Councilmember Tammy Morales announced Wednesday that she would run for reelection in District 2, making her the second sitting councilmember to declare their candidacy in a year in which all seven district seats are up for election.

Councilmember Andrew Lewis, who represents District 7, is currently running unopposed. Four councilmembers — Lisa Herbold, Kshama Sawant, Alex Pedersen and Debora Juarez — have already bowed out. Councilmember Dan Strauss, who represents District 6, has yet to say if he will run one way or another.

Flanked by leaders in the region’s housing, transportation and tenants’ rights worlds at the entrance to the Beacon Hill School, Morales touted her progressive policy track record and success at bringing investment and resources to a district that has historically not seen it.

The result, she said: A district that sees roughly half of the traffic deaths in Seattle, displacement of longtime residents and a toxic combination of over- and under-policing.
Morales positioned herself as a councilmember that has collaborated with community members and a bulwark against powerful interests.

Morales pointed to her voting record during her three years in office, which took place almost entirely during the height of the coronavirus pandemic. She said that her office helped secure $200 million for investments throughout the city and in District 2. She has put her weight behind efforts including: a reduction in traffic deaths through the Vision Zero program, environmental investments in the Green New Deal and abortion protections after the fall of Roe v. Wade.

Morales supported efforts to tax big business to expand the community safety net. Those council votes eventually resulted in the JumpStart tax, which was used to fill in gaps in the city budgets for the past two years.

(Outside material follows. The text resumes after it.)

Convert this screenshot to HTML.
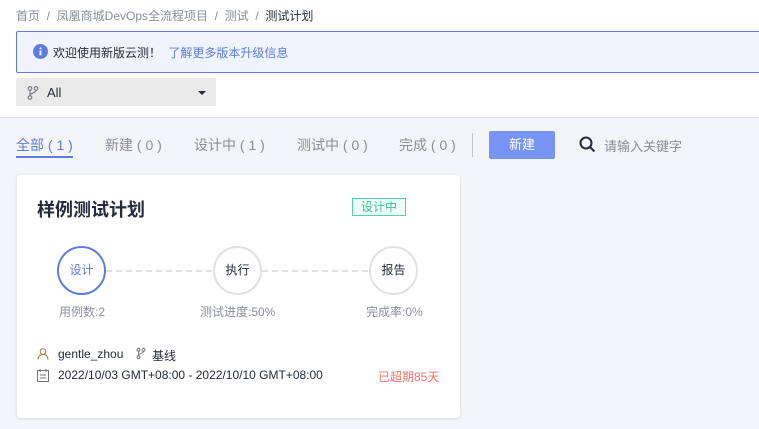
<!DOCTYPE html>
<html><head><meta charset="utf-8"><style>
*{margin:0;padding:0;box-sizing:border-box}
body{width:759px;height:429px;overflow:hidden;background:#f3f5f8;font-family:"Liberation Sans","Noto Sans CJK SC",sans-serif;font-size:12px;color:#252b3a;position:relative}
.top{position:absolute;left:0;top:0;width:759px;height:118px;background:#fff;border-bottom:1px solid #dfe1e6}
.abs{position:absolute;white-space:nowrap}
.bc{left:16px;top:7px;color:#8a8e99}
.bc b{font-weight:normal;color:#252b3a}
.banner{left:16px;top:31px;width:760px;height:42px;background:#f0f4fd;border:1px solid #5e7ce0;border-radius:2px}
.dd{left:16px;top:78px;width:200px;height:28px;background:#eaeaea;border-radius:2px}
.tab{top:135px;font-size:14px;color:#8a8e99}
.card{left:17px;top:175px;width:443px;height:243px;background:#fff;border-radius:4px;box-shadow:0 1px 3px rgba(0,0,0,.12)}
.c{position:absolute;width:49px;height:49px;border-radius:50%;border:2px solid #dfe1e6;background:#fff;text-align:center;line-height:45px;font-size:12px;color:#252b3a}
.lbl{color:#8a8e99;font-size:12px}
.dash{height:2px;background:repeating-linear-gradient(90deg,#dfe1e6 0 6px,transparent 6px 10px)}
</style></head><body>
<div class="top"></div>
<div class="abs bc">首页 &nbsp;/&nbsp; 凤凰商城DevOps全流程项目 &nbsp;/&nbsp; 测试 &nbsp;/&nbsp; <b>测试计划</b></div>
<div class="abs banner"></div>
<svg class="abs" style="left:33px;top:44px" width="15" height="15" viewBox="0 0 16 16"><circle cx="8" cy="8" r="8" fill="#5e7ce0"/><rect x="7" y="7" width="2" height="5" fill="#fff"/><circle cx="8" cy="4.6" r="1.1" fill="#fff"/></svg>
<div class="abs" style="left:53px;top:44px">欢迎使用新版云测！ <span style="color:#5e7ce0;margin-left:4px">了解更多版本升级信息</span></div>
<div class="abs dd"></div>
<svg class="abs" style="left:27px;top:86px" width="12" height="14" viewBox="0 0 12 14" fill="none" stroke="#71757f" stroke-width="1.1"><circle cx="3" cy="2.5" r="1.8"/><circle cx="9" cy="2.5" r="1.8"/><circle cx="3" cy="11.5" r="1.8"/><path d="M3 4.3v5.4M9 4.3c0 3-6 2.5-6 5"/></svg>
<div class="abs" style="left:47px;top:85px;font-size:13px">All</div>
<div class="abs" style="left:198px;top:91px;width:0;height:0;border-left:4px solid transparent;border-right:4px solid transparent;border-top:4px solid #252b3a"></div>
<div class="abs tab" style="left:16px;color:#5e7ce0">全部 ( 1 )</div>
<div class="abs" style="left:16px;top:156px;width:57px;height:2px;background:#5e7ce0"></div>
<div class="abs tab" style="left:105px">新建 ( 0 )</div>
<div class="abs tab" style="left:194px">设计中 ( 1 )</div>
<div class="abs tab" style="left:297px">测试中 ( 0 )</div>
<div class="abs tab" style="left:399px">完成 ( 0 )</div>
<div class="abs" style="left:472px;top:133px;width:1px;height:24px;background:#c2c4c9"></div>
<div class="abs" style="left:489px;top:131px;width:66px;height:28px;background:#7693f5;border-radius:2px;color:#fff;text-align:center;line-height:28px;font-size:13px">新建</div>
<svg class="abs" style="left:579px;top:136px" width="17" height="17" viewBox="0 0 17 17" fill="none" stroke="#252b3a" stroke-width="2"><circle cx="7" cy="7" r="5.5"/><path d="M11 11l4.5 4.5"/></svg>
<div class="abs" style="left:604px;top:136px;color:#8a8e99;font-size:13px">请输入关键字</div>
<div class="abs card"></div>
<div class="abs" style="left:37px;top:196px;font-size:18px;font-weight:bold">样例测试计划</div>
<div class="abs" style="left:352px;top:198px;width:54px;height:18px;border:1px solid #50d4ab;background:#edfff9;color:#3ac295;text-align:center;line-height:16px;font-size:12px">设计中</div>
<div class="abs dash" style="left:106px;top:270px;width:108px"></div>
<div class="abs dash" style="left:262px;top:270px;width:108px"></div>
<div class="c" style="left:57px;top:246px;border-color:#5e7ce0;color:#5e7ce0">设计</div>
<div class="c" style="left:213px;top:246px">执行</div>
<div class="c" style="left:369px;top:246px">报告</div>
<div class="abs lbl" style="left:59px;top:303px">用例数:2</div>
<div class="abs lbl" style="left:200px;top:303px">测试进度:50%</div>
<div class="abs lbl" style="left:366px;top:303px">完成率:0%</div>
<svg class="abs" style="left:37px;top:348px" width="12" height="12" viewBox="0 0 12 12" fill="none" stroke="#a8753f" stroke-width="1"><circle cx="6" cy="3.5" r="2.8"/><path d="M1 11.5c0-3 2-5 5-5s5 2 5 5"/></svg>
<div class="abs" style="left:58px;top:347px">gentle_zhou</div>
<svg class="abs" style="left:136px;top:347px" width="10" height="13" viewBox="0 0 12 14" fill="none" stroke="#71757f" stroke-width="1.1"><circle cx="3" cy="2.5" r="1.8"/><circle cx="9" cy="2.5" r="1.8"/><circle cx="3" cy="11.5" r="1.8"/><path d="M3 4.3v5.4M9 4.3c0 3-6 2.5-6 5"/></svg>
<div class="abs" style="left:152px;top:347px">基线</div>
<svg class="abs" style="left:37px;top:369px" width="12" height="13" viewBox="0 0 12 13" fill="none" stroke="#71757f" stroke-width="1"><rect x="0.5" y="1.5" width="11" height="11"/><path d="M3 0v3M9 0v3M3 6h6M3 9h6"/></svg>
<div class="abs" style="left:58px;top:368px">2022/10/03 GMT+08:00 - 2022/10/10 GMT+08:00</div>
<div class="abs" style="left:378px;top:368px;color:#f66f6a">已超期85天</div>
</body></html>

She also highlighted efforts to keep tenants in place through eviction protections, many of which were challenged in court by landlord groups.

Rising rents, which cause homelessness and displacement, are still a major concern in District 2.

Several people who came to support her declined to sign a form to qualify her for democracy vouchers, a publicly funded form of campaign fundraising, because they no longer lived in Seattle.

One was Violet Lavatai, the executive director of the Tenants Union, an organization that advocates for tenants’ rights.

“I should be living here, where I grew up, but that’s not the case,” Lavatai said. “Having Tammy at the forefront as a community leader, she is the voice of us who are considered marginalized and vulnerable communities.”

Morales won election in 2019 handily, securing 50 percent of the vote in a slate of seven primary contenders and 60.5 percent in the general election. Her professional background is in regional and community planning.